-- START OF Given information --

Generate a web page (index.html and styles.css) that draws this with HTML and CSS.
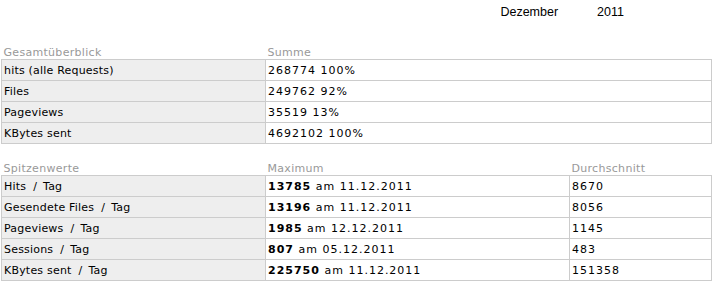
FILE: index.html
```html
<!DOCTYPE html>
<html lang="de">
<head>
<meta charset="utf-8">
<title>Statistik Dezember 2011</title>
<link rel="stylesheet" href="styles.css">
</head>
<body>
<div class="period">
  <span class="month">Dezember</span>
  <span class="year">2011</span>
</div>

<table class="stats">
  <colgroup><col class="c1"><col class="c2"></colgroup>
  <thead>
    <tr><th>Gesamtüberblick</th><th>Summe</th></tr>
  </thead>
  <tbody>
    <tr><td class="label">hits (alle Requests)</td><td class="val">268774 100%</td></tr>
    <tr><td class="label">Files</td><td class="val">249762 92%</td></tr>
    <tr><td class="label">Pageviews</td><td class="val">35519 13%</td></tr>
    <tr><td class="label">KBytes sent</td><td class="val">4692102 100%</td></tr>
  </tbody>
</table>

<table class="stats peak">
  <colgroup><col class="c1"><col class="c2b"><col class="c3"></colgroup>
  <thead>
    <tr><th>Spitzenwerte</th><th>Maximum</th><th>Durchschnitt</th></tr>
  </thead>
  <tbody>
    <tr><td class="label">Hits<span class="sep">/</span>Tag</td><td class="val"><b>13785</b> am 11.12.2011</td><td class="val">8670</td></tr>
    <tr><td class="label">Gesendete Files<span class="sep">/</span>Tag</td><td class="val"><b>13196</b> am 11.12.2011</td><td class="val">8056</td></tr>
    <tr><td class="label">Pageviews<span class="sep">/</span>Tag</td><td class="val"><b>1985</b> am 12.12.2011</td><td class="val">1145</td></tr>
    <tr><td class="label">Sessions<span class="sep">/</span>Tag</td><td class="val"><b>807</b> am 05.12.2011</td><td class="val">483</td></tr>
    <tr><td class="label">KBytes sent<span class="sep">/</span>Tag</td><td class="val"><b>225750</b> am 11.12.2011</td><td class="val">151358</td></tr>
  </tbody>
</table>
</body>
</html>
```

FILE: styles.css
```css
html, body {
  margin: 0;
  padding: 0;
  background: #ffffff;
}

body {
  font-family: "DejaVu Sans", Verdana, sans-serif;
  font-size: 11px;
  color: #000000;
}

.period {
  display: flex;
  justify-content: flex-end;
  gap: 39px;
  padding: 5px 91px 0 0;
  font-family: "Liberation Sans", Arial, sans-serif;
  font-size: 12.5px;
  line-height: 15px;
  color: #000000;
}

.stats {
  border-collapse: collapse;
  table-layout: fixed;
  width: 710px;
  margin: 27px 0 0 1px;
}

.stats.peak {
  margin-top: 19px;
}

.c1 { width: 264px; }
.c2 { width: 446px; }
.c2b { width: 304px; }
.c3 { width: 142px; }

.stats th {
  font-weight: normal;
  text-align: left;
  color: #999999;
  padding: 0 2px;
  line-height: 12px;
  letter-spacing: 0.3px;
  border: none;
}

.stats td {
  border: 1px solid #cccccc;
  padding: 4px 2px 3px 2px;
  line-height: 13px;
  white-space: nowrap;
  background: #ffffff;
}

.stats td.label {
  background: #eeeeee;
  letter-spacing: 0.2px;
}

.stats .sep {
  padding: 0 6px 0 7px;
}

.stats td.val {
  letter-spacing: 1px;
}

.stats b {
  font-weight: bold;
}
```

-- END OF Given information --

▶ **Requirement**
Omit the pictures and give the material again, exactly and in full.

▶ **Solution to this task**
Generate a web page (index.html and styles.css) that draws this with HTML and CSS.
FILE: index.html
```html
<!DOCTYPE html>
<html lang="de">
<head>
<meta charset="utf-8">
<title>Statistik Dezember 2011</title>
<link rel="stylesheet" href="styles.css">
</head>
<body>
<div class="period">
  <span class="month">Dezember</span>
  <span class="year">2011</span>
</div>

<table class="stats">
  <colgroup><col class="c1"><col class="c2"></colgroup>
  <thead>
    <tr><th>Gesamtüberblick</th><th>Summe</th></tr>
  </thead>
  <tbody>
    <tr><td class="label">hits (alle Requests)</td><td class="val">268774 100%</td></tr>
    <tr><td class="label">Files</td><td class="val">249762 92%</td></tr>
    <tr><td class="label">Pageviews</td><td class="val">35519 13%</td></tr>
    <tr><td class="label">KBytes sent</td><td class="val">4692102 100%</td></tr>
  </tbody>
</table>

<table class="stats peak">
  <colgroup><col class="c1"><col class="c2b"><col class="c3"></colgroup>
  <thead>
    <tr><th>Spitzenwerte</th><th>Maximum</th><th>Durchschnitt</th></tr>
  </thead>
  <tbody>
    <tr><td class="label">Hits<span class="sep">/</span>Tag</td><td class="val"><b>13785</b> am 11.12.2011</td><td class="val">8670</td></tr>
    <tr><td class="label">Gesendete Files<span class="sep">/</span>Tag</td><td class="val"><b>13196</b> am 11.12.2011</td><td class="val">8056</td></tr>
    <tr><td class="label">Pageviews<span class="sep">/</span>Tag</td><td class="val"><b>1985</b> am 12.12.2011</td><td class="val">1145</td></tr>
    <tr><td class="label">Sessions<span class="sep">/</span>Tag</td><td class="val"><b>807</b> am 05.12.2011</td><td class="val">483</td></tr>
    <tr><td class="label">KBytes sent<span class="sep">/</span>Tag</td><td class="val"><b>225750</b> am 11.12.2011</td><td class="val">151358</td></tr>
  </tbody>
</table>
</body>
</html>
```

FILE: styles.css
```css
html, body {
  margin: 0;
  padding: 0;
  background: #ffffff;
}

body {
  font-family: "DejaVu Sans", Verdana, sans-serif;
  font-size: 11px;
  color: #000000;
}

.period {
  display: flex;
  justify-content: flex-end;
  gap: 39px;
  padding: 5px 91px 0 0;
  font-family: "Liberation Sans", Arial, sans-serif;
  font-size: 12.5px;
  line-height: 15px;
  color: #000000;
}

.stats {
  border-collapse: collapse;
  table-layout: fixed;
  width: 710px;
  margin: 27px 0 0 1px;
}

.stats.peak {
  margin-top: 19px;
}

.c1 { width: 264px; }
.c2 { width: 446px; }
.c2b { width: 304px; }
.c3 { width: 142px; }

.stats th {
  font-weight: normal;
  text-align: left;
  color: #999999;
  padding: 0 2px;
  line-height: 12px;
  letter-spacing: 0.3px;
  border: none;
}

.stats td {
  border: 1px solid #cccccc;
  padding: 4px 2px 3px 2px;
  line-height: 13px;
  white-space: nowrap;
  background: #ffffff;
}

.stats td.label {
  background: #eeeeee;
  letter-spacing: 0.2px;
}

.stats .sep {
  padding: 0 6px 0 7px;
}

.stats td.val {
  letter-spacing: 1px;
}

.stats b {
  font-weight: bold;
}
```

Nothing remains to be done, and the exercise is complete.